KENNEDY'S BRAIN by Henning Mankell (Full Review)
*Kennedy’s Brain
by Henning Mankell
The New Press $26.95
ISBN 978-1-59558-184-6
October 2007
*Full Review first published in Mystery News (December/January 2008)
Henning Mankell is a star of the first magnitude. As such he can afford to take the kind of chances that he does here in the pages of this powerful but, ultimately, less than completely satisfying novel. Don’t get me wrong. Mankell’s prose still possesses the same chilly rigor that it usually does. In fact, he is nearly unparalleled as a stylist. At the same time, and although the author’s plotting is generally as elegant and as precise as a laser sculpture, when all is said and done, Kennedy’s Brain is episodic, meandering and, at times, almost incomprehensible.
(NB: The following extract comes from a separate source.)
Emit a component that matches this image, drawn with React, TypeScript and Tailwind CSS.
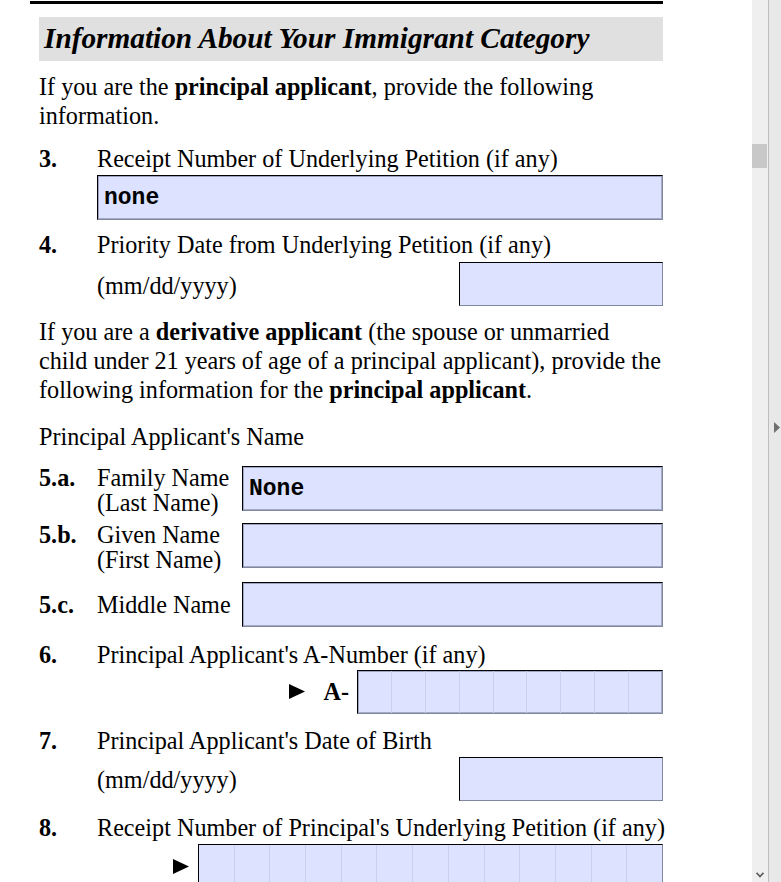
import type { ReactNode } from "react";

const serif = "font-['Liberation_Serif',serif]";
const mono = "font-['Liberation_Mono',monospace]";

// PDF-style text field: bevelled ("inset") or flat, optionally split into comb cells
function Field({
  className = "",
  value,
  inset = false,
  cells = 0,
}: {
  className?: string;
  value?: string;
  inset?: boolean;
  cells?: number;
}) {
  return (
    <div
      className={`flex items-center border border-t-black border-l-black border-r-[#8088a0] border-b-[#8088a0] bg-[#dce2ff] ${
        inset ? "shadow-[inset_1px_1px_0_#9ea4c2,inset_-1px_-1px_0_#a6abc4]" : ""
      } ${className}`}
    >
      {cells > 0 ? (
        <div className="flex h-full w-full">
          {Array.from({ length: cells }).map((_, i) => (
            <div key={i} className={`flex-1 ${i > 0 ? "border-l border-[#c9cfec]" : ""}`} />
          ))}
        </div>
      ) : (
        value && <span className={`${mono} pl-[6px] pt-[2px] text-[23px] font-bold leading-none text-black`}>{value}</span>
      )}
    </div>
  );
}

function Arrow({ className = "" }: { className?: string }) {
  return (
    <svg width="16" height="15" viewBox="0 0 16 15" className={className}>
      <polygon points="0,0 16,7.5 0,15" fill="#000" />
    </svg>
  );
}

function Item({ num, children, className = "" }: { num: string; children: ReactNode; className?: string }) {
  return (
    <div className={`flex leading-[29px] ${className}`}>
      <span className="w-[58px] shrink-0 font-bold">{num}</span>
      <span className="whitespace-nowrap">{children}</span>
    </div>
  );
}

function NameRow({ num, lines, value, className = "" }: { num: string; lines: string[]; value?: string; className?: string }) {
  const single = lines.length === 1;
  return (
    <div className={`flex ${single ? "items-center" : "items-start"} ${className}`}>
      <div className={`flex ${single ? "leading-[29px]" : "leading-[25px] -mt-[1px]"}`}>
        <span className="w-[58px] shrink-0 font-bold">{num}</span>
        <div className="w-[145px] whitespace-nowrap">
          {lines.map((l) => (
            <div key={l}>{l}</div>
          ))}
        </div>
      </div>
      <Field className="h-[45px] flex-1" value={value} inset />
    </div>
  );
}

export default function App() {
  return (
    <div className="flex h-[882px] w-[781px] overflow-hidden bg-white">
      <main className={`w-[752px] shrink-0 ${serif} text-[24.2px] text-black`}>
        <div className="ml-[30px] mt-[1px] h-[3px] w-[633px] bg-black" />

        <div className="ml-[39px] w-[624px]">
          <h1 className="mt-[13px] flex h-[44px] items-center whitespace-nowrap bg-[#e0e0e0] pl-[5px] text-[29.3px] font-bold italic">
            Information About Your Immigrant Category
          </h1>

          <p className="mt-[11px] whitespace-nowrap leading-[29px]">
            If you are the <b>principal applicant</b>, provide the following
            <br />
            information.
          </p>

          <Item num="3." className="mt-[14px]">
            Receipt Number of Underlying Petition (if any)
          </Item>
          <div className="ml-[58px] mt-[2px]">
            <Field className="h-[45px]" value="none" inset />
          </div>

          <Item num="4." className="mt-[10px]">
            Priority Date from Underlying Petition (if any)
          </Item>
          <div className="ml-[58px] mt-[3px] flex items-center justify-between">
            <span className="mt-[3px] leading-[29px]">(mm/dd/yyyy)</span>
            <Field className="h-[44px] w-[204px]" />
          </div>

          <p className="mt-[11px] whitespace-nowrap leading-[29px]">
            If you are a <b>derivative applicant</b> (the spouse or unmarried
            <br />
            child under 21 years of age of a principal applicant), provide the
            <br />
            following information for the <b>principal applicant</b>.
          </p>

          <p className="mt-[18px] leading-[29px]">Principal Applicant's Name</p>

          <NameRow num="5.a." lines={["Family Name", "(Last Name)"]} value="None" className="mt-[15px]" />
          <NameRow num="5.b." lines={["Given Name", "(First Name)"]} className="mt-[8px]" />
          <NameRow num="5.c." lines={["Middle Name"]} className="mt-[10px]" />

          <Item num="6." className="mt-[13px]">
            Principal Applicant's A-Number (if any)
          </Item>
          <div className="mt-[1px] flex items-center justify-end">
            <Arrow className="mr-[18px] -mt-[2px]" />
            <span className="mr-[8px] font-bold">A-</span>
            <Field className="h-[44px] w-[306px]" cells={9} inset />
          </div>

          <Item num="7." className="mt-[12px]">
            Principal Applicant's Date of Birth
          </Item>
          <div className="ml-[58px] mt-[2px] flex items-center justify-between">
            <span className="mt-[1px] leading-[29px]">(mm/dd/yyyy)</span>
            <Field className="h-[44px] w-[204px]" />
          </div>

          <Item num="8." className="mt-[12px]">
            Receipt Number of Principal's Underlying Petition (if any)
          </Item>
          <div className="mt-[2px] flex items-center justify-end">
            <Arrow className="mr-[9px]" />
            <Field className="h-[44px] w-[465px]" cells={13} />
          </div>
        </div>
      </main>

      {/* scrollbar */}
      <div className="relative w-[16px] shrink-0 bg-[#efefef]">
        <div className="absolute left-0 top-[144px] h-[24px] w-[15px] bg-[#c8c8c8]" />
        <svg width="8" height="6" viewBox="0 0 8 6" className="absolute bottom-[4px] left-[4px]">
          <polyline points="0.5,0.8 4,4.5 7.5,0.8" fill="none" stroke="#606060" strokeWidth="1.8" />
        </svg>
      </div>
      <div className="w-px shrink-0 bg-[#bdbdbd]" />

      {/* side panel handle */}
      <div className="flex flex-1 items-center bg-[#e8e8e8] pl-[5px]">
        <svg width="6" height="11" viewBox="0 0 6 11" className="-mt-[27px]">
          <polygon points="0,0 6,5.5 0,11" fill="#6e6e6e" />
        </svg>
      </div>
    </div>
  );
}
Louise Cantor is an archeologist working on a dig in Greece. She returns to her native Sweden for an academic conference only to discover her twenty-eight-year-old son, Henrik, dead in his bed. The authorities rule the young man’s death a suicide but Louise suspects foul play. As the grief-stricken mother begins to put together the pieces of her son’s final days – in much the same way she is accustomed to re-assembling the shattered pieces of Attic pottery discovered in the ancient soil of Greece – she is confronted by strata upon strata of disinformation, conflicting data as well as the disturbing truth concerning Henrik’s HIV-positive status and his quest for the truth behind the causes of the global AIDS epidemic. In the end Cantor’s quest takes her to Mozambique and to a sinister hospice for those suffering from “the virus.” What Louise discovers is so macabre and so nefarious as to be almost unimaginable: “’Medicines are raw materials that can be just as valuable as rare metals or jewels. That’s why there is no limit to what people are prepared to do, in the name of greed’.”
As might be expected, Mankell creates rich characters with genuine emotions and with whom the reader cannot help but sympathize. All the same, the motivation fueling them in this story is murky at best. Louise, to be sure, is driven by grief. But quite what motivated Henrik’s often rather obscure actions is never fully elaborated. As mother retraces the desultory steps of the son it becomes a classic example of the blind leading the blind. Add to that the fact that, after 300+ pages, the story reaches no discernable conclusion and, well, frustration at what might have been is inevitable.
The search to establish the reality of the alleged disappearance of President John F. Kennedy’s brain after his assassination – one of Henrik’s pet obsessions – becomes a symbol in the book for the young man’s ultimately futile efforts to shed light on what he comes to believe is a global AIDS conspiracy. It thus also becomes a symbol for Louise’s quest to make sense of her son’s death. If you are confused by all of this, take heart; so am I. And I have the book right in front of me! The whole thing is a wonderful conceit but, in practical terms, it simply adds yet another layer of complexity, confusion and imponderability to a story that already has more than its share of each of those things. Either something (literally!) has been lost in the translation here or Mankell’s emotional involvement with his topic – the AIDS epidemic in Africa – gets the best of him at times and overmasters both his artistic sense as well as his immense skill asa novelist.
All of that aside, the author still creates a strong sense of place, both in terms of his native Sweden as well as with regard to the tropical climate of his adopted country of Mozambique. Marvelous characters abound and there are scenes in Kennedy’s Brain that, among the best Mankell has ever written, run the gamut from the ineffably poignant to the utterly hideous: “In the huts they were hit by the stifling smell of urine and excrement: patients were lying about on stretchers and raffia mats on the ground. Louise had trouble making out faces. All she registered was glinting eyes, groans and the smell … It was like sinking down through the centuries and entering a room full of slaves waiting to be transported … ‘Now I am wandering with Virgil and Dante through the kingdom of death’.”
By no stretch of the imagination is Kennedy’s Brain “vintage” Henning Mankell. In the end, however, it’s still Henning Mankell. For that reason, and despite its flaws, this is still an important novel and still one that is well worth reading.